The Minnesota Zoo began partnering with Sue McLean as the exclusive series promoter in the late ‘90s and, colleagues say, she built the series into what it is today: a musical, community-focused, perfectly planned party featuring both longtime returning acts and emerging artists. Four years after McLean’s death, her team at Sue McLean & Associates are celebrating 25 years of what’s become a Minnesota summer tradition.

“Sue, just by nature of who she was, saw [an] opportunity to really cultivate something for the music community. I think that feeling is still very apparent at the Zoo,” says Kimberly Gottschalk, president of  Sue McLean & Associates. “I think she’s really created a great community of fans out there.”

During Minnesota Zoo hours, the Weesner Family Amphitheater is used for the “World of Birds” show. But at dusk, the 1,500-capacity venue set against the backdrop of a pond makes for an intimate music setting. The first row of seats comes right up to the stage, bringing fans close to the music.

“You feel like you’re in their living room,” says Patrick Sauter, a longtime friend of McLean’s and regular Music in the Zoo ticket-buyer. “And of course, it’s an idyllic setting, with the pond behind the stage, with the wildlife [like] ducks coming in for landing.”

With the scenic backdrop and the allure of a sunny evening playing for a packed crowd, Martin Zellar of the Gear Daddies says it’s an easy choice to keep coming back to the zoo.

“It’s as close as you can come to just the perfect place to play,” says Zellar. “There’s not a bad seat for sound, the sightlines are perfect […] It’s really one of those magical venues.”

Delta Rae, Music in the Zoo // Photo by Max Huber

Delta Rae, Music in the Zoo // Photo by Max Huber

Sue McLean & Associates is now run by her niece, Patricia McLean. When curating the shows, she and Gottschalk say they aim for an eclectic mix of established acts and up-and-comers. Local artists Caroline Smith, The Pines, and Nooky Jones all played Music in the Zoo gigs early in their careers.

Some bands—like Marc Cohn, the BoDeans, and the Indigo Girls—have achieved fan-favorite status, each returning to play several times for going on a decade.

“We’re not Justin Bieber or Ariana Grande; we’ve been around for a long time. So you don’t always expect there to be a big buzz about the shows, and when there is still, after [25] years, it’s because of the community,” Neumann says. “In this industry of music you don’t see that very often, so that is a very special thing.”

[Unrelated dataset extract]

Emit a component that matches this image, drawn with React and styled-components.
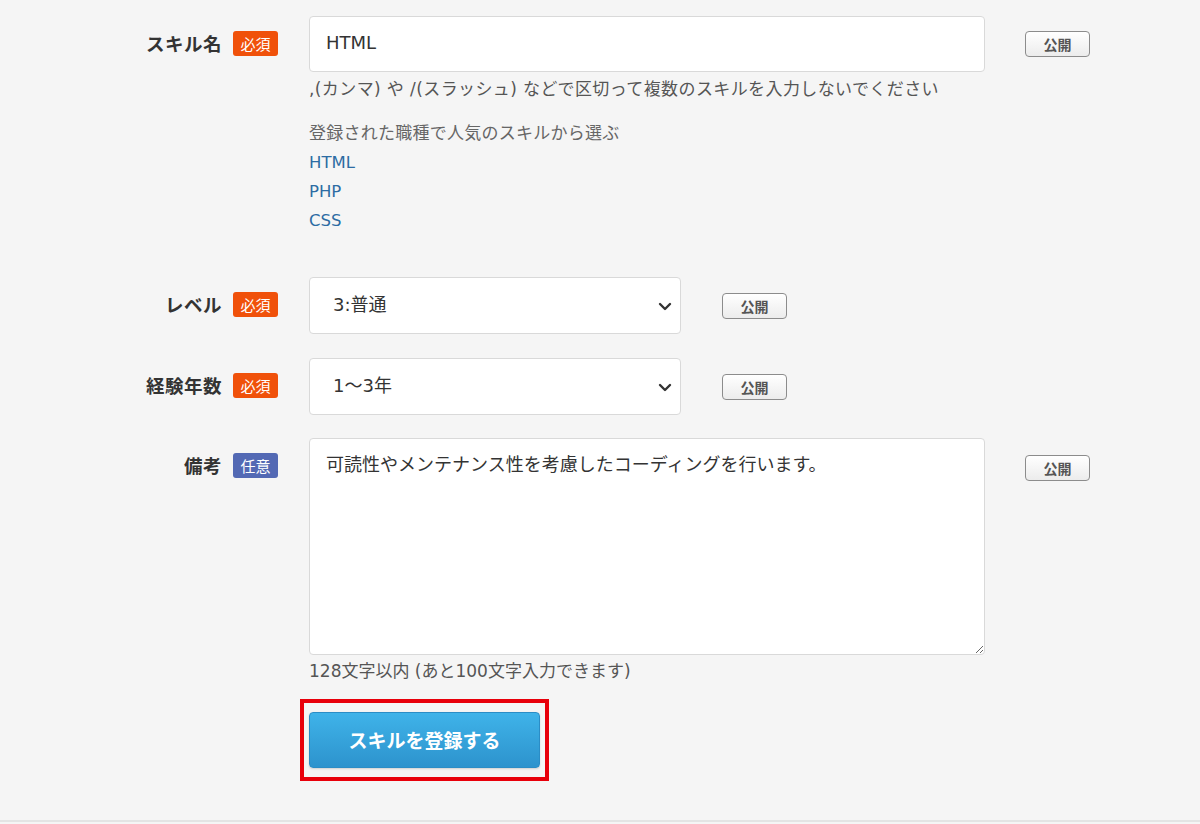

Aside from the picturesque setting and enthusiastic fans, artists say Sue McLean & Associates’s strong reputation for smooth sailing keeps them coming back. From clearly designated parking to well-prepared dressing rooms and timely stage set-up, artists report everything going off without a hitch.

“You don’t have to worry about anything. You show up at one of Sue’s events and you just know everything’s going to be top notch,” Zellar says.

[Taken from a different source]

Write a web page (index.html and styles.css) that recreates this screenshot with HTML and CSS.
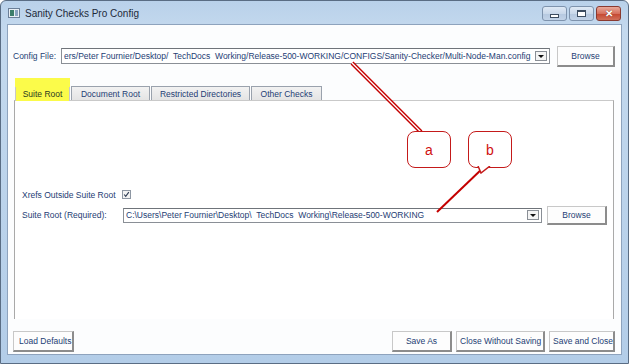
FILE: index.html
```html
<!DOCTYPE html>
<html>
<head>
<meta charset="utf-8">
<link rel="stylesheet" href="styles.css">
</head>
<body>
<div class="window">
  <div class="titlebar">
    <div class="appicon"><span class="ai-a"></span><span class="ai-b"></span></div>
    <div class="title">Sanity Checks Pro Config</div>
    <div class="controls">
      <div class="ctl"><span class="min-glyph"></span></div>
      <div class="ctl"><span class="max-glyph"></span></div>
      <div class="ctl close"><span class="x-glyph">✕</span></div>
    </div>
  </div>
  <div class="client">
    <div class="row config-row">
      <span class="label">Config File:</span>
      <div class="combo combo-config">
        <span class="combo-text">ers/Peter Fournier/Desktop/&nbsp; TechDocs&nbsp; Working/Release-500-WORKING/CONFIGS/Sanity-Checker/Multi-Node-Man.config</span>
        <span class="combo-btn"><span class="arrow"></span></span>
      </div>
      <button class="btn browse-top">Browse</button>
    </div>

    <div class="tabs">
      <div class="tab active"><span>Suite Root</span></div>
      <div class="tab">Document Root</div>
      <div class="tab">Restricted Directories</div>
      <div class="tab">Other Checks</div>
    </div>
    <div class="panel">
      <div class="spacer"></div>
      <div class="row xrefs-row">
        <span class="label">Xrefs Outside Suite Root</span>
        <span class="checkbox"><svg width="9" height="9" viewBox="0 0 9 9"><path d="M1.5 4.5 L3.5 7 L7.5 1.5" fill="none" stroke="#2c3a52" stroke-width="1.4"/></svg></span>
      </div>
      <div class="row root-row">
        <span class="label root-label">Suite Root (Required):</span>
        <div class="combo combo-root">
          <span class="combo-text">C:\Users\Peter Fournier\Desktop\&nbsp; TechDocs&nbsp; Working\Release-500-WORKING</span>
          <span class="combo-btn"><span class="arrow"></span></span>
        </div>
        <button class="btn browse-root">Browse</button>
      </div>
    </div>

    <div class="bottom">
      <button class="btn load">Load Defaults</button>
      <div class="grow"></div>
      <button class="btn saveas">Save As</button>
      <button class="btn cws">Close Without Saving</button>
      <button class="btn sac">Save and Close</button>
    </div>
  </div>

  <svg class="annot" width="629" height="364" viewBox="0 0 629 364">
    <line x1="352" y1="63" x2="421" y2="132" stroke="#c40000" stroke-width="4"/>
    <line x1="352" y1="63" x2="421" y2="132" stroke="#ffffff" stroke-width="1.3"/>
    <line x1="484" y1="167" x2="437" y2="212" stroke="#c40000" stroke-width="2"/>
  </svg>
  <div class="callout co-a">a</div>
  <div class="callout co-b">b</div>
  <svg class="tail" width="14" height="8" viewBox="0 0 14 8"><path d="M1 0 L4 7 L13 0" fill="#fff" stroke="#c41a1a" stroke-width="1.5"/></svg>
</div>
</body>
</html>
```

FILE: styles.css
```css
* { box-sizing: border-box; }
html, body { margin: 0; padding: 0; }
body {
  width: 629px;
  height: 364px;
  overflow: hidden;
  font-family: "Liberation Sans", Arial, sans-serif;
  font-size: 8.5px;
  color: #1e3d74;
}
.window {
  position: relative;
  width: 629px;
  height: 364px;
  display: flex;
  flex-direction: column;
  background: linear-gradient(180deg, #b9d1ea 0%, #c4d9ee 8%, #bed5ec 40%, #b3cde8 100%);
  border: 1px solid #5a6d84;
  border-radius: 6px 6px 0 0;
}
.titlebar {
  height: 23px;
  display: flex;
  align-items: center;
  padding: 0 0 0 7px;
}
.appicon {
  width: 12px;
  height: 10px;
  border: 1px solid #6b7f98;
  background: #e8eef4;
  display: flex;
  align-items: center;
  gap: 1px;
  padding: 1px;
  margin-top: 1px;
}
.ai-a { width: 4px; height: 6px; background: #3c7d6a; }
.ai-b { width: 4px; height: 6px; background: #8aa3c0; }
.title {
  margin-left: 5px;
  font-size: 10px;
  color: #1d2a3a;
  margin-top: 1px;
}
.controls {
  margin-left: auto;
  margin-right: 7px;
  display: flex;
  gap: 2px;
  margin-top: 2px;
}
.ctl {
  width: 25px;
  height: 15px;
  border: 1px solid #7e93ad;
  border-radius: 3px;
  background: linear-gradient(180deg, #dfe9f5 0%, #c9d8ea 50%, #b5c8df 51%, #c2d3e8 100%);
  display: flex;
  align-items: center;
  justify-content: center;
}
.ctl.close {
  border-color: #8a3a30;
  background: linear-gradient(180deg, #e9a99a 0%, #d6715e 50%, #c4462f 51%, #d0705a 100%);
  color: #fff;
}
.min-glyph {
  width: 9px; height: 4px;
  background: #fff;
  border: 1px solid #3c4c60;
  margin-top: 4px;
}
.max-glyph {
  width: 9px; height: 7px;
  border: 1px solid #3c4c60;
  border-top-width: 2px;
  background: #fff;
  box-shadow: inset 0 0 0 1px #fff;
}
.x-glyph {
  font-size: 10px;
  font-weight: bold;
  color: #fff;
  text-shadow: 0 0 1px #5a1a10;
  line-height: 1;
}
.client {
  flex: 1;
  margin: 0 6px 8px 6px;
  background: #fcfdfe;
  border: 1px solid #8ea3bd;
  display: flex;
  flex-direction: column;
  padding: 0 6px 0 5px;
}
.row { display: flex; align-items: center; }
.config-row {
  margin-top: 20px;
  height: 22px;
}
.label { white-space: nowrap; }
.combo {
  display: flex;
  align-items: center;
  height: 16px;
  border: 1px solid #8a8f96;
  border-top-color: #6f747a;
  background: #fff;
  padding: 0 2px 0 2px;
  overflow: hidden;
}
.combo-text {
  flex: 1;
  white-space: nowrap;
  overflow: hidden;
}
.combo-config { margin-left: 5px; width: 489px; }
.combo-btn {
  width: 12px;
  height: 10px;
  border: 1px solid #8a8f96;
  background: #f4f4f4;
  display: flex;
  align-items: center;
  justify-content: center;
  flex: none;
  margin-left: 3px;
}
.arrow {
  width: 0; height: 0;
  border-left: 3px solid transparent;
  border-right: 3px solid transparent;
  border-top: 3px solid #111;
}
.btn {
  font-family: inherit;
  font-size: 8.5px;
  color: #1e3d74;
  background: #fdfdfd;
  border: 1px solid #c8c8c8;
  border-right: 2px solid #8c8c8c;
  border-bottom: 2px solid #8c8c8c;
  height: 21px;
  padding: 0 5px;
  margin: 0;
  white-space: nowrap;
}
.browse-top { margin-left: 7px; width: 58px; }
.tabs {
  display: flex;
  margin-top: 18px;
  padding-left: 2px;
  height: 15px;
  align-items: flex-end;
  gap: 1px;
}
.tab {
  height: 14px;
  padding: 0 7px;
  border: 1px solid #9aa2ad;
  border-bottom: none;
  background: linear-gradient(180deg, #f2f2f2 0%, #e4e4e4 100%);
  display: flex;
  align-items: center;
  white-space: nowrap;
}
.tab:nth-child(2) { width: 79px; justify-content: center; }
.tab:nth-child(3) { width: 99px; justify-content: center; }
.tab:nth-child(4) { width: 71px; justify-content: center; }
.tab.active {
  position: relative;
  width: 55px;
  height: 15px;
  justify-content: center;
  background: #fbfb4a;
  border-color: #c8c8c8;
  color: #2b3a20;
  margin-bottom: -1px;
}
.tab.active::before {
  content: "";
  position: absolute;
  left: -1px; right: -1px;
  top: -9px; height: 9px;
  background: #fbfb4a;
}
.tab.active span { position: relative; z-index: 1; }
.panel {
  height: 219px;
  margin-left: 1px;
  margin-right: 1px;
  border: 1px solid #a9a9a9;
  border-top-color: #c9c9c9;
  border-bottom: none;
  background: #fff;
  display: flex;
  flex-direction: column;
  padding: 0 0 0 7px;
}
.spacer { height: 86px; }
.xrefs-row { height: 15px; }
.checkbox {
  width: 9px;
  height: 9px;
  margin-left: 6px;
  border: 1px solid #8e97a3;
  background: #f3f3f3;
  display: flex;
  align-items: center;
  justify-content: center;
}
.checkbox svg { width: 7px; height: 7px; }
.root-row { height: 22px; margin-top: 2px; }
.root-label { width: 101px; }
.combo-root { width: 419px; height: 15px; }
.combo-root .combo-btn { height: 10px; }
.browse-root { margin-left: 5px; width: 60px; height: 19px; }
.bottom {
  display: flex;
  align-items: center;
  margin-top: auto;
  margin-bottom: 2px;
  gap: 4px;
}
.grow { flex: 1; }
.load { width: 61px; }
.saveas { width: 60px; }
.cws { width: 89px; padding: 0 3px; }
.sac { width: 66px; padding: 0 3px; }
.annot {
  position: absolute;
  left: -1px;
  top: -1px;
  pointer-events: none;
}
.callout {
  position: absolute;
  width: 44px;
  height: 37px;
  border: 1.5px solid #c41a1a;
  border-radius: 8px;
  background: #fff;
  color: #d01010;
  font-size: 14px;
  display: flex;
  align-items: center;
  justify-content: center;
}
.co-a { left: 406px; top: 130px; }
.co-b { left: 467px; top: 130px; }
.tail {
  position: absolute;
  left: 476px;
  top: 165px;
}
```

“They’ve got it all down,” says Ray of the Indigo Girls.

Fans report similarly positive experiences. Carol Murray, who’s attended shows since 2002 and now sees about 15 each season, says she became friends with some of the Sue McLean & Associates crew. She remembers Sue McLean walking through the aisles of the amphitheater, saying hello to everyone before shows.

“She would always greet you. She was walking up the steps and she would say hello, regardless of whether she knew you or not,” she says.

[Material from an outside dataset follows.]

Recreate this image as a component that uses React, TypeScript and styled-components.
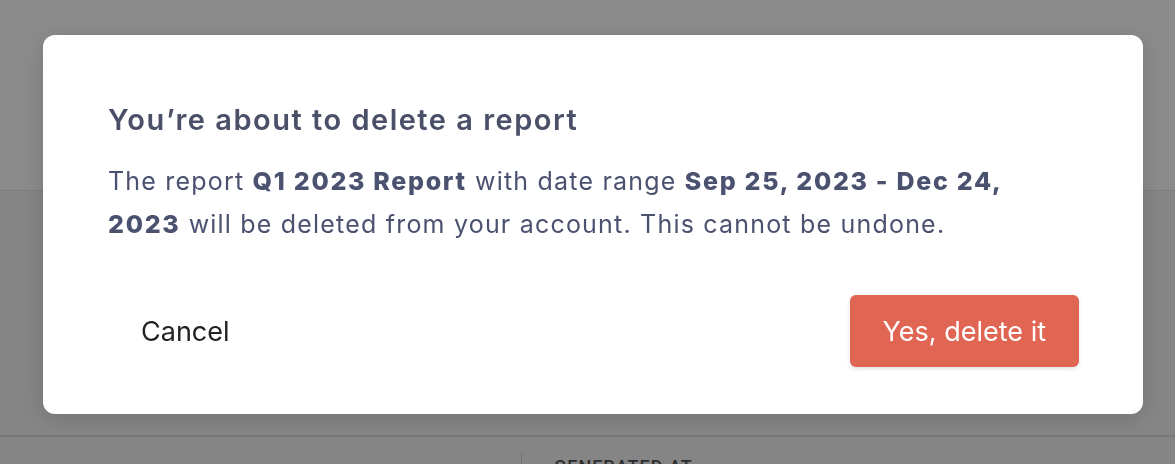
import React from 'react';
import styled, { createGlobalStyle } from 'styled-components';

const GlobalStyle = createGlobalStyle`
  html, body {
    margin: 0;
    padding: 0;
    background: #f6f6f6;
    font-family: Inter, 'Noto Sans', sans-serif;
  }
  * { box-sizing: border-box; }
`;

const Page = styled('div')`
  width: 1175px;
  height: 464px;
  overflow: hidden;
  display: flex;
  flex-direction: column;
`;

const Header = styled('div')`
  height: 191px;
  background: #ffffff;
  border-bottom: 1px solid #e6e6e6;
`;

const Body = styled('div')`
  flex: 1;
  display: flex;
  flex-direction: column;
  justify-content: flex-end;
  background: #f4f4f4;
`;

const Table = styled('div')`
  height: 29px;
  border-top: 2px solid #dcdcdc;
  display: flex;
  padding-top: 16px;
`;

const Cell = styled('div')<{ $width?: number }>`
  width: ${p => (p.$width ? `${p.$width}px` : 'auto')};
  padding: 5px 0 0 32px;
  font-family: Roboto, sans-serif;
  font-size: 18px;
  font-weight: 500;
  letter-spacing: 1px;
  color: #555;
  text-transform: uppercase;
  line-height: 18px;
  height: 14px;
  overflow: hidden;
  & + & {
    border-left: 1px solid #d4d4d4;
  }
`;

const Overlay = styled('div')`
  position: fixed;
  inset: 0;
  background: rgba(0, 0, 0, 0.455);
  padding: 35px 32px 0 43px;
`;

const Dialog = styled('div')`
  width: 1100px;
  background: #ffffff;
  border-radius: 12px;
  box-shadow: 0 4px 24px rgba(0, 0, 0, 0.15);
  padding: 67px 64px 47px 65px;
`;

const Title = styled('h2')`
  margin: 0;
  font-size: 29px;
  line-height: 36px;
  font-weight: 600;
  color: #4a5068;
  letter-spacing: 1.5px;
`;

const Message = styled('p')`
  margin: 22px 0 0;
  max-width: 950px;
  font-size: 25px;
  line-height: 43px;
  color: #4b5270;
  letter-spacing: 1.2px;

  strong {
    font-weight: 800;
    letter-spacing: 1.7px;
  }
`;

const Actions = styled('div')`
  margin-top: 49px;
  display: flex;
  justify-content: space-between;
  align-items: center;
`;

const Button = styled('button')<{ $danger?: boolean }>`
  height: 72px;
  padding: 0 33px;
  border: none;
  border-radius: 6px;
  font-family: Inter, sans-serif;
  font-size: 27px;
  cursor: pointer;
  background: ${p => (p.$danger ? '#e06552' : 'transparent')};
  color: ${p => (p.$danger ? '#ffffff' : '#222222')};
  box-shadow: ${p => (p.$danger ? '0 2px 4px rgba(0,0,0,0.12)' : 'none')};
`;

export default function App() {
  return (
    <>
      <GlobalStyle />
      <Page>
        <Header />
        <Body>
          <Table>
            <Cell $width={521} />
            <Cell>Generated at</Cell>
          </Table>
        </Body>
      </Page>
      <Overlay>
        <Dialog role="dialog">
          <Title>You’re about to delete a report</Title>
          <Message>
            The report <strong>Q1 2023 Report</strong> with date range{' '}
            <strong>Sep 25, 2023 - Dec 24, 2023</strong> will be deleted from your account. This
            cannot be undone.
          </Message>
          <Actions>
            <Button>Cancel</Button>
            <Button $danger>Yes, delete it</Button>
          </Actions>
        </Dialog>
      </Overlay>
    </>
  );
}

Local songstress Mina Moore opens for Morris Day and the Time // Photo by Emmet Kowler, MPR

Local songstress Mina Moore opens for Morris Day and the Time // Photo by Emmet Kowler, MPR

Eventually, Sue McLean & Associates started a ticket club, which offers pre-sale tickets and preferred seating to shows that the promoter books across the Twin Cities. The club also includes an annual get-together, strengthening the bonds among returning concert goers, Murray says.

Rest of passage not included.